You just need to find the function that outputs duty cicle and its input is grid voltage level. I'd graphic some points and see if it is linear or an Hyperbole (you already have two points, (100,36) and (123,29)). Arduino should compute that function without trouble each time the voltage changes, then you get a fixed duty cicle to each voltage between 100 and 130 VDC.

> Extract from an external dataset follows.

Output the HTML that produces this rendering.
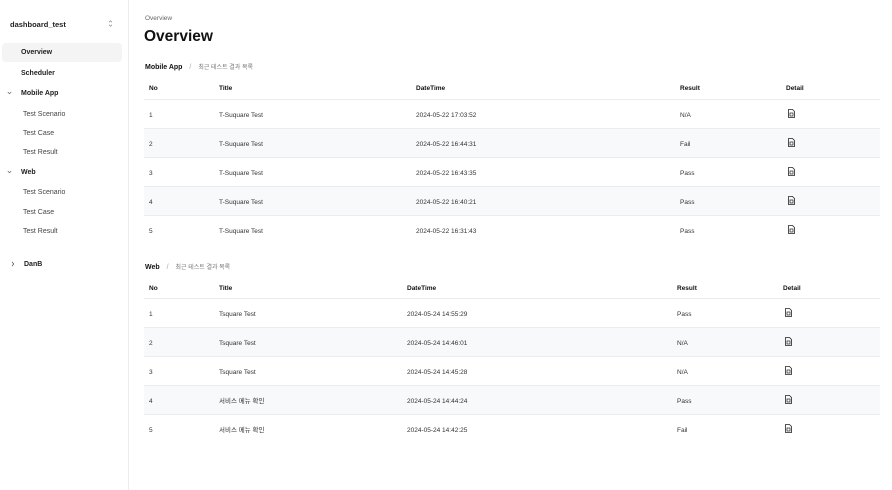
<!DOCTYPE html>
<html><head><meta charset="utf-8"><style>
*{margin:0;padding:0;box-sizing:border-box}
body{width:892px;height:490px;background:#fff;font-family:"Liberation Sans","Noto Sans CJK KR",sans-serif;color:#111;position:relative;overflow:hidden}
.a{position:absolute;white-space:nowrap}
.side{position:absolute;left:0;top:0;width:129px;height:490px;border-right:1px solid #ececec}
.si{position:absolute;font-size:7px;color:#222;line-height:9px}
.sb{font-weight:bold}
.sub{color:#444;left:23px}
.tbl{position:absolute;left:144px;width:736px}
.hd,.rw{position:absolute;left:0;width:736px;font-size:6.5px;line-height:8px}
.hd{font-weight:bold;height:24px;border-bottom:1px solid #ececec}
.rw{height:29px;border-bottom:1px solid #ececec;color:#333}
.rw.g{background:#f8f9fa}
.hd span{position:absolute;top:9px}
.rw span{position:absolute;top:12px}
.ic{position:absolute;width:7px;height:9px;top:9px}
</style></head><body>
<div class="side">
<div class="si sb" style="left:10px;top:20px;font-size:7.5px">dashboard_test</div>
<svg style="position:absolute;left:108px;top:19px" width="5" height="9" viewBox="0 0 5 9"><path d="M1 3.2L2.5 1.7 4 3.2M1 5.8L2.5 7.3 4 5.8" fill="none" stroke="#888" stroke-width=".7"/></svg>
<div style="position:absolute;left:2px;top:43px;width:120px;height:19px;background:#f4f4f5;border-radius:4px"></div>
<div class="si sb" style="left:21px;top:48px">Overview</div>
<div class="si sb" style="left:21px;top:69px">Scheduler</div>
<svg style="position:absolute;left:7px;top:91px" width="5" height="4" viewBox="0 0 5 4"><path d="M.8 1L2.5 2.7 4.2 1" fill="none" stroke="#666" stroke-width=".7"/></svg>
<div class="si sb" style="left:21px;top:89px">Mobile App</div>
<div class="si sub" style="top:110px">Test Scenario</div>
<div class="si sub" style="top:129px">Test Case</div>
<div class="si sub" style="top:148px">Test Result</div>
<svg style="position:absolute;left:7px;top:170px" width="5" height="4" viewBox="0 0 5 4"><path d="M.8 1L2.5 2.7 4.2 1" fill="none" stroke="#666" stroke-width=".7"/></svg>
<div class="si sb" style="left:21px;top:168px">Web</div>
<div class="si sub" style="top:188px">Test Scenario</div>
<div class="si sub" style="top:208px">Test Case</div>
<div class="si sub" style="top:227px">Test Result</div>
<svg style="position:absolute;left:11px;top:261px" width="4" height="6" viewBox="0 0 4 6"><path d="M1 .8L2.7 3 1 5.2" fill="none" stroke="#444" stroke-width=".7"/></svg>
<div class="si sb" style="left:24px;top:260px">DanB</div>
</div>

<div class="a" style="left:145px;top:15px;font-size:6.5px;color:#666">Overview</div>
<div class="a" style="left:144px;top:28px;font-size:15.5px;font-weight:bold">Overview</div>

<div class="a" style="left:145px;top:62px;font-size:7px"><b>Mobile App</b> <span style="color:#aaa;margin:0 5px">/</span> <span style="color:#777;font-size:6px">최근 테스트 결과 목록</span></div>
<div class="tbl" style="top:76px">
<div class="hd" style="top:0"><span style="left:5px">No</span><span style="left:75px">Title</span><span style="left:272px">DateTime</span><span style="left:536px">Result</span><span style="left:642px">Detail</span></div>
<div class="rw" style="top:24px"><span style="left:5px">1</span><span style="left:75px">T-Suquare Test</span><span style="left:272px">2024-05-22 17:03:52</span><span style="left:536px">N/A</span><svg class="ic" style="left:644px" viewBox="0 0 7 9"><path d="M.5.5h4l2 2v6h-6z" fill="none" stroke="#222" stroke-width=".8"/><rect x="2" y="4" width="3" height="3" fill="none" stroke="#222" stroke-width=".7"/></svg></div>
<div class="rw g" style="top:53px"><span style="left:5px">2</span><span style="left:75px">T-Suquare Test</span><span style="left:272px">2024-05-22 16:44:31</span><span style="left:536px">Fail</span><svg class="ic" style="left:644px" viewBox="0 0 7 9"><path d="M.5.5h4l2 2v6h-6z" fill="none" stroke="#222" stroke-width=".8"/><rect x="2" y="4" width="3" height="3" fill="none" stroke="#222" stroke-width=".7"/></svg></div>
<div class="rw" style="top:82px"><span style="left:5px">3</span><span style="left:75px">T-Suquare Test</span><span style="left:272px">2024-05-22 16:43:35</span><span style="left:536px">Pass</span><svg class="ic" style="left:644px" viewBox="0 0 7 9"><path d="M.5.5h4l2 2v6h-6z" fill="none" stroke="#222" stroke-width=".8"/><rect x="2" y="4" width="3" height="3" fill="none" stroke="#222" stroke-width=".7"/></svg></div>
<div class="rw g" style="top:111px"><span style="left:5px">4</span><span style="left:75px">T-Suquare Test</span><span style="left:272px">2024-05-22 16:40:21</span><span style="left:536px">Pass</span><svg class="ic" style="left:644px" viewBox="0 0 7 9"><path d="M.5.5h4l2 2v6h-6z" fill="none" stroke="#222" stroke-width=".8"/><rect x="2" y="4" width="3" height="3" fill="none" stroke="#222" stroke-width=".7"/></svg></div>
<div class="rw" style="top:140px;border-bottom:none"><span style="left:5px">5</span><span style="left:75px">T-Suquare Test</span><span style="left:272px">2024-05-22 16:31:43</span><span style="left:536px">Pass</span><svg class="ic" style="left:644px" viewBox="0 0 7 9"><path d="M.5.5h4l2 2v6h-6z" fill="none" stroke="#222" stroke-width=".8"/><rect x="2" y="4" width="3" height="3" fill="none" stroke="#222" stroke-width=".7"/></svg></div>
</div>

<div class="a" style="left:145px;top:262px;font-size:7px"><b>Web</b> <span style="color:#aaa;margin:0 5px">/</span> <span style="color:#777;font-size:6px">최근 테스트 결과 목록</span></div>
<div class="tbl" style="top:276px">
<div class="hd" style="top:0;height:23px"><span style="left:5px">No</span><span style="left:75px">Title</span><span style="left:263px">DateTime</span><span style="left:533px">Result</span><span style="left:639px">Detail</span></div>
<div class="rw" style="top:23px"><span style="left:5px">1</span><span style="left:75px">Tsquare Test</span><span style="left:263px">2024-05-24 14:55:29</span><span style="left:533px">Pass</span><svg class="ic" style="left:641px" viewBox="0 0 7 9"><path d="M.5.5h4l2 2v6h-6z" fill="none" stroke="#222" stroke-width=".8"/><rect x="2" y="4" width="3" height="3" fill="none" stroke="#222" stroke-width=".7"/></svg></div>
<div class="rw g" style="top:52px"><span style="left:5px">2</span><span style="left:75px">Tsquare Test</span><span style="left:263px">2024-05-24 14:46:01</span><span style="left:533px">N/A</span><svg class="ic" style="left:641px" viewBox="0 0 7 9"><path d="M.5.5h4l2 2v6h-6z" fill="none" stroke="#222" stroke-width=".8"/><rect x="2" y="4" width="3" height="3" fill="none" stroke="#222" stroke-width=".7"/></svg></div>
<div class="rw" style="top:81px"><span style="left:5px">3</span><span style="left:75px">Tsquare Test</span><span style="left:263px">2024-05-24 14:45:28</span><span style="left:533px">N/A</span><svg class="ic" style="left:641px" viewBox="0 0 7 9"><path d="M.5.5h4l2 2v6h-6z" fill="none" stroke="#222" stroke-width=".8"/><rect x="2" y="4" width="3" height="3" fill="none" stroke="#222" stroke-width=".7"/></svg></div>
<div class="rw g" style="top:110px"><span style="left:5px">4</span><span style="left:75px">서비스 메뉴 확인</span><span style="left:263px">2024-05-24 14:44:24</span><span style="left:533px">Pass</span><svg class="ic" style="left:641px" viewBox="0 0 7 9"><path d="M.5.5h4l2 2v6h-6z" fill="none" stroke="#222" stroke-width=".8"/><rect x="2" y="4" width="3" height="3" fill="none" stroke="#222" stroke-width=".7"/></svg></div>
<div class="rw" style="top:139px;border-bottom:none"><span style="left:5px">5</span><span style="left:75px">서비스 메뉴 확인</span><span style="left:263px">2024-05-24 14:42:25</span><span style="left:533px">Fail</span><svg class="ic" style="left:641px" viewBox="0 0 7 9"><path d="M.5.5h4l2 2v6h-6z" fill="none" stroke="#222" stroke-width=".8"/><rect x="2" y="4" width="3" height="3" fill="none" stroke="#222" stroke-width=".7"/></svg></div>
</div>
</body></html>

And as suggested before, I'd use big resitors as voltage dividers and an opamp to adjust voltage between 0-5V and be readable by arduino analog pins.

raschemmel

2W resistors should be sufficient for a step down voltage divider. We're not talking about driving a load with a lot of current so the dissipation should be minimal.

screwpilot


KenF

#6
Jan 22, 2015, 02:09 am Last Edit: Jan 22, 2015, 02:09 am by KenF
a regulator without a feedback?????????
I don't think regulation has been mentioned yet.  for all we know the output is simply driving a servo to move a needle on a meter.

raschemmel

Quote
The thing that I am struggling with is... How can I detect the source voltage??  I know that the lowest it will ever be is 100vdc and I know the highest it will ever be is 130vdc, and it can be anywhere imbetween these two values.  Please help me understand how I can get my arduino board to detect the exact voltage that the source voltage is at any time?
 
Voltage Divider

Let VIN = 130V
Let Vout = 4V
Let ILOAD = 1 mA (0.001 A)

RTOTAL =Vin/ILoad
                             = 130Vdc /0.001 A = 130 k ohm

Vo / VTotal = 4V/130V =0.03076
R2 = (0.03076) * Rtotal = 4 k ohm
R1 = Rtotal - R2 = 130 k Ohm - 4 k ohm = 126 k ohm

R1 (from Vin to R2) = 126 k ohm
R2 (from R1 to GND) = 4 K ohm
Vout = connection point of R1 and R2
 
P(R1+R2) =  1 mA * 130V = 130 mW (use 1W or 2W for safe margin)
Analog input max voltage = 4V dc @ 130V in.


localbroadcast

#8
Jan 22, 2015, 05:46 am Last Edit: Jan 22, 2015, 06:28 am by localbroadcast
so raschemmel.. if I am understanding your description of the solution correctly.. I have drawn this circuit diagram of how I would have things wired up.  Is this correct?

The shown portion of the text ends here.